▶ Records provided
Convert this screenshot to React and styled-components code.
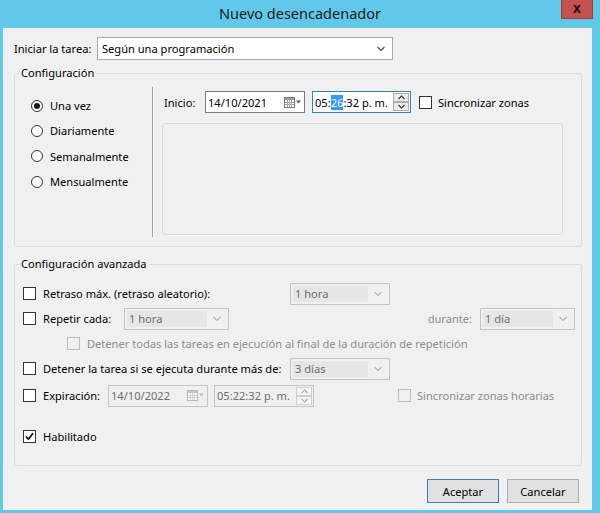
import React from "react"
import styled, { createGlobalStyle } from "styled-components"

const GlobalStyle = createGlobalStyle`
  html, body {
    margin: 0;
    padding: 0;
    background: #62c8e9;
  }
  body {
    font-family: "Noto Sans", "Liberation Sans", sans-serif;
    font-size: 11.1px;
    color: #000;
  }
`

const Window = styled.div`
  width: 600px;
  height: 513px;
  background: #62c8e9;
  display: flex;
  flex-direction: column;
  box-sizing: border-box;
`

const TitleBar = styled.div`
  height: 28px;
  display: grid;
  grid-template-columns: 1fr auto 1fr;
  align-items: start;
`

const Title = styled.div`
  grid-column: 2;
  font-size: 14.5px;
  line-height: 27px;
  color: #1b1b1b;
`

const CloseButton = styled.div`
  grid-column: 3;
  justify-self: end;
  margin-right: 7px;
  width: 32px;
  height: 19px;
  box-sizing: border-box;
  background: #c75050;
  border: 1px solid #a23c3c;
  border-top: none;
  display: flex;
  align-items: center;
  justify-content: center;
  padding-bottom: 2px;
  font-family: "Liberation Sans", sans-serif;
  font-weight: bold;
  font-size: 14px;
  color: #111;
`

const Client = styled.div`
  flex: 1;
  margin: 0 8px 3px 3px;
  background: #f0f0f0;
  padding: 9px 10px 0 11px;
  display: flex;
  flex-direction: column;
`

const TopRow = styled.div`
  display: flex;
  align-items: center;
  height: 23px;
`

const Label = styled.span`
  width: ${({ w }) => (w ? `${w}px` : "auto")};
  flex-shrink: 0;
  color: ${({ disabled }) => (disabled ? "#8d8d8d" : "#000")};
  white-space: nowrap;
  margin-left: ${({ ml }) => (ml ? `${ml}px` : "0")};
  margin-right: ${({ mr }) => (mr ? `${mr}px` : "0")};
`

const PushedLabel = styled(Label)`
  margin-left: auto;
`

const Select = styled.div`
  width: ${({ w }) => w}px;
  height: ${({ h }) => h || 22}px;
  box-sizing: border-box;
  background: ${({ disabled }) => (disabled ? "#f0f0f0" : "#fff")};
  border: 1px solid ${({ disabled }) => (disabled ? "#c4c4c4" : "#a9a9a9")};
  display: flex;
  align-items: center;
  padding: 2px 7px 2px 2px;
  flex-shrink: 0;
`

const SelectText = styled.div`
  flex: 1;
  align-self: stretch;
  display: flex;
  align-items: center;
  padding-left: 2px;
  margin-right: ${({ disabled }) => (disabled ? "6px" : "0")};
  background: ${({ disabled }) => (disabled ? "#e6e6e6" : "transparent")};
  color: ${({ disabled }) => (disabled ? "#6d6d6d" : "#000")};
  white-space: nowrap;
`

const Chevron = ({ disabled }) => (
  <svg width="8" height="6" viewBox="0 0 8 6">
    <polyline
      points="0.5,1 4,4.5 7.5,1"
      fill="none"
      stroke={disabled ? "#b4b4b4" : "#444"}
      strokeWidth="1.2"
    />
  </svg>
)

const Combo = ({ w, h, value, disabled }) => (
  <Select w={w} h={h} disabled={disabled}>
    <SelectText disabled={disabled}>{value}</SelectText>
    <Chevron disabled={disabled} />
  </Select>
)

const GroupBox = styled.fieldset`
  margin: ${({ mt }) => mt}px 0 0 0;
  padding: 0;
  width: 568px;
  height: ${({ h }) => h}px;
  box-sizing: border-box;
  border: 1px solid #d5dfe5;
  border-radius: 3px;
  min-width: 0;
`

const Legend = styled.legend`
  margin-left: 4px;
  padding: 0 2px;
  line-height: 16px;
`

const ScheduleBody = styled.div`
  display: flex;
  height: calc(100% - 16px);
`

const RadioColumn = styled.div`
  width: 121px;
  padding: 12px 0 0 16px;
  display: flex;
  flex-direction: column;
`

const RadioRow = styled.label`
  display: flex;
  align-items: center;
  height: 25.3px;
  gap: 7px;
`

const RadioCircle = styled.span`
  width: 12px;
  height: 12px;
  box-sizing: border-box;
  border-radius: 50%;
  border: 1px solid #333;
  background: #fff;
  display: flex;
  align-items: center;
  justify-content: center;
  &::after {
    content: "";
    width: 6px;
    height: 6px;
    border-radius: 50%;
    background: #1a1a1a;
    display: ${({ checked }) => (checked ? "block" : "none")};
  }
`

const Separator = styled.div`
  width: 0;
  margin-top: 6px;
  height: 150px;
  border-left: 1px solid #a0a0a0;
  border-right: 1px solid #fff;
`

const DetailColumn = styled.div`
  flex: 1;
  padding: 10px 0 0 8px;
  display: flex;
  flex-direction: column;
`

const FieldRow = styled.div`
  display: flex;
  align-items: center;
  height: 22px;
`

const Picker = styled.div`
  width: ${({ w }) => w}px;
  height: 22px;
  box-sizing: border-box;
  background: ${({ disabled }) => (disabled ? "#f0f0f0" : "#fff")};
  border: 1px solid
    ${({ disabled, focused }) =>
      disabled ? "#c4c4c4" : focused ? "#3c7fb1" : "#7a7a7a"};
  display: flex;
  align-items: center;
  padding: 0 2px 0 2px;
  flex-shrink: 0;
  margin-left: ${({ ml }) => (ml ? `${ml}px` : "0")};
  color: ${({ disabled }) => (disabled ? "#6d6d6d" : "#000")};
`

const PickerText = styled.span`
  flex: 1;
  white-space: nowrap;
`

const Highlight = styled.span`
  background: #3399ff;
  color: #fff;
`

const CalendarIcon = ({ disabled }) => (
  <svg width="18" height="11" viewBox="0 0 18 11">
    <rect x="0.5" y="0.5" width="10" height="10" fill="#fff" stroke={disabled ? "#b8b8b8" : "#7a7a7a"} />
    <rect x="1" y="1" width="9" height="2" fill={disabled ? "#c8c8c8" : "#9a9a9a"} />
    {[3, 5, 7].map(x => (
      <line key={"v" + x} x1={x + 0.5} y1="3" x2={x + 0.5} y2="10" stroke={disabled ? "#d0d0d0" : "#a8a8a8"} />
    ))}
    {[5, 7].map(y => (
      <line key={"h" + y} x1="1" y1={y + 0.5} x2="10" y2={y + 0.5} stroke={disabled ? "#d0d0d0" : "#a8a8a8"} />
    ))}
    <polygon points="12,3.5 17,3.5 14.5,6.5" fill={disabled ? "#c0c0c0" : "#4a5d7e"} />
  </svg>
)

const DatePicker = ({ value, disabled, w = 100, ml }) => (
  <Picker w={w} disabled={disabled} ml={ml}>
    <PickerText>{value}</PickerText>
    <CalendarIcon disabled={disabled} />
  </Picker>
)

const Spinner = styled.div`
  display: flex;
  flex-direction: column;
  margin-right: -1px;
`

const SpinButton = styled.div`
  width: 16px;
  height: 9px;
  box-sizing: border-box;
  border: 1px solid ${({ disabled }) => (disabled ? "#cfcfcf" : "#acacac")};
  background: ${({ disabled }) => (disabled ? "#f4f4f4" : "#ececec")};
  display: flex;
  align-items: center;
  justify-content: center;
`

const SpinArrow = ({ up, disabled }) => (
  <svg width="7" height="5" viewBox="0 0 7 5">
    <polyline
      points={up ? "0.5,4 3.5,1 6.5,4" : "0.5,1 3.5,4 6.5,1"}
      fill="none"
      stroke={disabled ? "#b0b0b0" : "#333"}
      strokeWidth="1.1"
    />
  </svg>
)

const TimePicker = ({ children, disabled, focused, w = 99, ml }) => (
  <Picker w={w} disabled={disabled} focused={focused} ml={ml}>
    <PickerText>{children}</PickerText>
    <Spinner>
      <SpinButton disabled={disabled}>
        <SpinArrow up disabled={disabled} />
      </SpinButton>
      <SpinButton disabled={disabled}>
        <SpinArrow disabled={disabled} />
      </SpinButton>
    </Spinner>
  </Picker>
)

const Box = styled.span`
  width: 13px;
  height: 13px;
  box-sizing: border-box;
  flex-shrink: 0;
  border: 1px solid ${({ disabled }) => (disabled ? "#bcbcbc" : "#333")};
  background: ${({ disabled }) => (disabled ? "#f0f0f0" : "#fff")};
  display: flex;
  align-items: center;
  justify-content: center;
  margin-left: ${({ ml }) => (ml ? `${ml}px` : "0")};
  margin-right: ${({ mr }) => (mr ? `${mr}px` : "0")};
`

const CheckBox = ({ checked, disabled, ml, mr = 7 }) => (
  <Box disabled={disabled} ml={ml} mr={mr}>
    {checked && (
      <svg width="9" height="9" viewBox="0 0 9 9">
        <polyline points="1,4.5 3.5,7.2 8,1.2" fill="none" stroke="#111" strokeWidth="1.8" />
      </svg>
    )}
  </Box>
)

const InnerPanel = styled.div`
  width: 401px;
  height: 112px;
  box-sizing: border-box;
  margin-top: 10px;
  border: 1px solid #dadada;
  border-radius: 3px;
  background: #f0f0f0;
`

const AdvancedBody = styled.div`
  padding: 9px 6px 0 8px;
  display: flex;
  flex-direction: column;
`

const OptionRow = styled.div`
  display: flex;
  align-items: center;
  height: 25px;
  margin-top: ${({ mt }) => (mt ? `${mt}px` : "0")};
  padding-left: ${({ indent }) => (indent ? `${indent}px` : "0")};
`

const Lead = styled.div`
  display: flex;
  align-items: center;
  width: ${({ w }) => w}px;
  flex-shrink: 0;
`

const Footer = styled.div`
  display: flex;
  justify-content: flex-end;
  gap: 8px;
  margin-top: 13px;
  padding-right: 3px;
`

const Button = styled.button`
  width: 72px;
  height: 24px;
  box-sizing: border-box;
  font-family: inherit;
  font-size: inherit;
  color: #000;
  background: #e1e1e1;
  border: 1px solid ${({ primary }) => (primary ? "#3c7fb1" : "#adadad")};
  padding: 0;
`

export default function App() {
  return (
    <>
      <GlobalStyle />
      <Window>
        <TitleBar>
          <Title>Nuevo desencadenador</Title>
          <CloseButton>x</CloseButton>
        </TitleBar>
        <Client>
          <TopRow>
            <Label w={83}>Iniciar la tarea:</Label>
            <Combo w={296} h={23} value="Según una programación" />
          </TopRow>

          <GroupBox mt={5} h={182}>
            <Legend>Configuración</Legend>
            <ScheduleBody>
              <RadioColumn>
                <RadioRow>
                  <RadioCircle checked />
                  Una vez
                </RadioRow>
                <RadioRow>
                  <RadioCircle />
                  Diariamente
                </RadioRow>
                <RadioRow>
                  <RadioCircle />
                  Semanalmente
                </RadioRow>
                <RadioRow>
                  <RadioCircle />
                  Mensualmente
                </RadioRow>
              </RadioColumn>
              <Separator />
              <DetailColumn>
                <FieldRow>
                  <Label w={41} ml={2}>Inicio:</Label>
                  <DatePicker value="14/10/2021" />
                  <TimePicker focused ml={7}>
                    05:<Highlight>26</Highlight>:32 p. m.
                  </TimePicker>
                  <CheckBox ml={8} mr={6} />
                  <Label>Sincronizar zonas</Label>
                </FieldRow>
                <InnerPanel />
              </DetailColumn>
            </ScheduleBody>
          </GroupBox>

          <GroupBox mt={9} h={210}>
            <Legend>Configuración avanzada</Legend>
            <AdvancedBody>
              <OptionRow>
                <Lead w={267}>
                  <CheckBox />
                  <Label>Retraso máx. (retraso aleatorio):</Label>
                </Lead>
                <Combo w={100} value="1 hora" disabled />
              </OptionRow>
              <OptionRow>
                <Lead w={101}>
                  <CheckBox />
                  <Label>Repetir cada:</Label>
                </Lead>
                <Combo w={105} value="1 hora" disabled />
                <PushedLabel disabled mr={8}>
                  durante:
                </PushedLabel>
                <Combo w={95} value="1 día" disabled />
              </OptionRow>
              <OptionRow indent={44}>
                <CheckBox disabled />
                <Label disabled>
                  Detener todas las tareas en ejecución al final de la duración de repetición
                </Label>
              </OptionRow>
              <OptionRow>
                <Lead w={267}>
                  <CheckBox />
                  <Label>Detener la tarea si se ejecuta durante más de:</Label>
                </Lead>
                <Combo w={100} value="3 días" disabled />
              </OptionRow>
              <OptionRow mt={2}>
                <Lead w={85}>
                  <CheckBox />
                  <Label>Expiración:</Label>
                </Lead>
                <DatePicker value="14/10/2022" disabled />
                <TimePicker disabled w={100} ml={6}>
                  05:22:32 p. m.
                </TimePicker>
                <CheckBox disabled ml={84} mr={6} />
                <Label disabled>Sincronizar zonas horarias</Label>
              </OptionRow>
              <OptionRow mt={16}>
                <CheckBox checked />
                <Label>Habilitado</Label>
              </OptionRow>
            </AdvancedBody>
          </GroupBox>

          <Footer>
            <Button primary>Aceptar</Button>
            <Button>Cancelar</Button>
          </Footer>
        </Client>
      </Window>
    </>
  )
}
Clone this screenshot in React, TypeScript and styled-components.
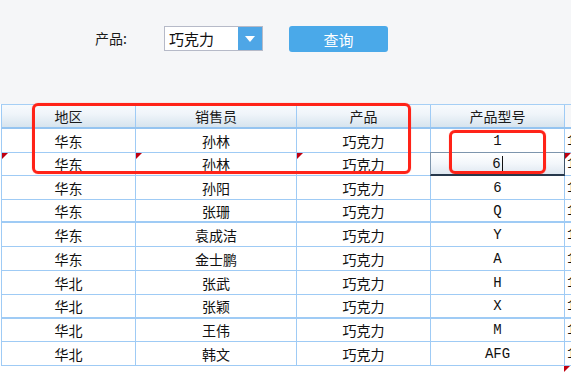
import React from 'react'
import styled, { createGlobalStyle } from 'styled-components'

const GlobalStyle = createGlobalStyle`
  html, body {
    margin: 0;
    padding: 0;
    background: #ffffff;
  }
  body {
    font-family: "Noto Sans CJK SC", "Liberation Sans", sans-serif;
    color: #111;
  }
`

const Page = styled.div`
  width: 571px;
  height: 389px;
  overflow: hidden;
  background: #ffffff;
`

const QueryBar = styled.div`
  height: 104px;
  box-sizing: border-box;
  padding: 26px 0 0 95px;
  background: #f5f6f8;
  display: flex;
  align-items: flex-start;
`

const Label = styled.div`
  width: 69px;
  height: 25px;
  line-height: 25px;
  font-size: 14px;
  color: #1a1a1a;
`

const Select = styled.div`
  width: 99px;
  height: 25px;
  box-sizing: border-box;
  border: 1px solid #b6bac8;
  background: #fff;
  display: flex;
`

const SelectText = styled.div`
  flex: 1;
  padding-left: 4px;
  line-height: 23px;
  font-size: 15px;
  color: #111;
`

const SelectArrow = styled.div`
  width: 24px;
  background: #4ea6e6;
  display: flex;
  align-items: center;
  justify-content: center;
`

const QueryButton = styled.button`
  margin-left: 26px;
  width: 99px;
  height: 26px;
  border: none;
  border-radius: 3px;
  background: #4aa9e9;
  color: #fff;
  font-family: "Noto Sans CJK SC", sans-serif;
  font-size: 15px;
  padding: 0;
`

const Sheet = styled.div`
  position: relative;
  margin-left: 1px;
`

const Row = styled.div<{ $h: number; $thick?: boolean }>`
  display: grid;
  grid-template-columns: 134px 161px 134px 134px 1fr;
  height: ${p => p.$h}px;
  box-sizing: border-box;
  border-left: 1px solid #9fcbf5;
  border-bottom: ${p => (p.$thick ? 2 : 1)}px solid #9fcbf5;
`

const HeaderRow = styled(Row)`
  border-top: 1px solid #a6cff5;
  border-bottom: 2px solid #95c4f0;
`

const Cell = styled.div<{ $mono?: boolean }>`
  position: relative;
  border-right: 1px solid #9fcbf5;
  display: flex;
  align-items: center;
  justify-content: center;
  font-size: 14px;
  font-family: ${p =>
    p.$mono ? '"Liberation Mono", "DejaVu Sans Mono", monospace' : '"Noto Sans CJK SC", sans-serif'};
  color: #111;
  background: #fff;
`

const HeadCell = styled(Cell)`
  background: linear-gradient(#f7fafd, #f0f5fa 40%, #d7e4ee);
  color: #1a1a1a;
`

const EditCell = styled(Cell)`
  border: 1px solid #7d95ad;
  border-bottom: 2px solid #26384c;
  border-right: 1px solid #3e536a;
  margin: -1px 0 -1px -1px;
  background: linear-gradient(#ffffff, #f3f7fb 50%, #dfe8f1);
`

const Caret = styled.span`
  display: inline-block;
  width: 1px;
  height: 15px;
  background: #111;
  margin-left: 1px;
`

const Overflow = styled.div`
  position: relative;
  display: flex;
  align-items: center;
  padding-left: 2px;
  font-family: "Liberation Mono", monospace;
  font-size: 14px;
  color: #111;
  overflow: hidden;
  background: #fff;
`

const HeadGap = styled.div`
  background: #f5f6f8;
`

const Flag = styled.span<{ $x?: number; $y?: number }>`
  position: absolute;
  left: ${p => p.$x ?? 0}px;
  top: ${p => p.$y ?? 0}px;
  width: 0;
  height: 0;
  border-top: 6px solid #c00010;
  border-right: 6px solid transparent;
`

const Mark = styled.div<{ $x: number; $y: number; $w: number; $h: number }>`
  position: absolute;
  left: ${p => p.$x}px;
  top: ${p => p.$y}px;
  width: ${p => p.$w}px;
  height: ${p => p.$h}px;
  box-sizing: border-box;
  border: 3px solid #ff2318;
  border-radius: 6px;
  box-shadow: 0 0 1px rgba(255, 40, 30, 0.6);
  pointer-events: none;
`

type Rec = { area: string; seller: string; product: string; model: string; h: number; thick?: boolean }

const rows: Rec[] = [
  { area: '华东', seller: '孙林', product: '巧克力', model: '1', h: 24 },
  { area: '华东', seller: '孙林', product: '巧克力', model: '6', h: 23 },
  { area: '华东', seller: '孙阳', product: '巧克力', model: '6', h: 24 },
  { area: '华东', seller: '张珊', product: '巧克力', model: 'Q', h: 23, thick: true },
  { area: '华东', seller: '袁成洁', product: '巧克力', model: 'Y', h: 24 },
  { area: '华东', seller: '金士鹏', product: '巧克力', model: 'A', h: 24 },
  { area: '华北', seller: '张武', product: '巧克力', model: 'H', h: 24 },
  { area: '华北', seller: '张颖', product: '巧克力', model: 'X', h: 24, thick: true },
  { area: '华北', seller: '王伟', product: '巧克力', model: 'M', h: 23 },
  { area: '华北', seller: '韩文', product: '巧克力', model: 'AFG', h: 24 },
]

const App = () => {
  return (
    <Page>
      <GlobalStyle />
      <QueryBar>
        <Label>产品:</Label>
        <Select>
          <SelectText>巧克力</SelectText>
          <SelectArrow>
            <svg width="10" height="6" viewBox="0 0 10 6">
              <path d="M0 0 L10 0 L5 6 Z" fill="#fff" />
            </svg>
          </SelectArrow>
        </Select>
        <QueryButton>查询</QueryButton>
      </QueryBar>

      <Sheet>
        <HeaderRow $h={25}>
          <HeadCell>地区</HeadCell>
          <HeadCell>销售员</HeadCell>
          <HeadCell>产品</HeadCell>
          <HeadCell>产品型号</HeadCell>
          <HeadGap />
        </HeaderRow>
        {rows.map((r, i) => {
          const editing = i === 1
          return (
            <Row key={i} $h={r.h} $thick={r.thick}>
              <Cell>
                {editing && <Flag />}
                {r.area}
              </Cell>
              <Cell>
                {editing && <Flag />}
                {r.seller}
              </Cell>
              <Cell>
                {editing && <Flag />}
                {r.product}
              </Cell>
              {editing ? (
                <EditCell $mono>
                  {r.model}
                  <Caret />
                </EditCell>
              ) : (
                <Cell $mono>{r.model}</Cell>
              )}
              <Overflow>
                {editing && <Flag />}
                1
              </Overflow>
            </Row>
          )
        })}
        <Flag $x={563} $y={262} />
        <Mark $x={31} $y={-1} $w={379} $h={71} />
        <Mark $x={448} $y={26} $w={97} $h={44} />
      </Sheet>
    </Page>
  )
}

export default App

▶ Given exercise
From the data, collect all lines where the string "this" appears.

▶ Finished exercise
Convert this screenshot to React and styled-components code.
Clone this screenshot in React, TypeScript and styled-components.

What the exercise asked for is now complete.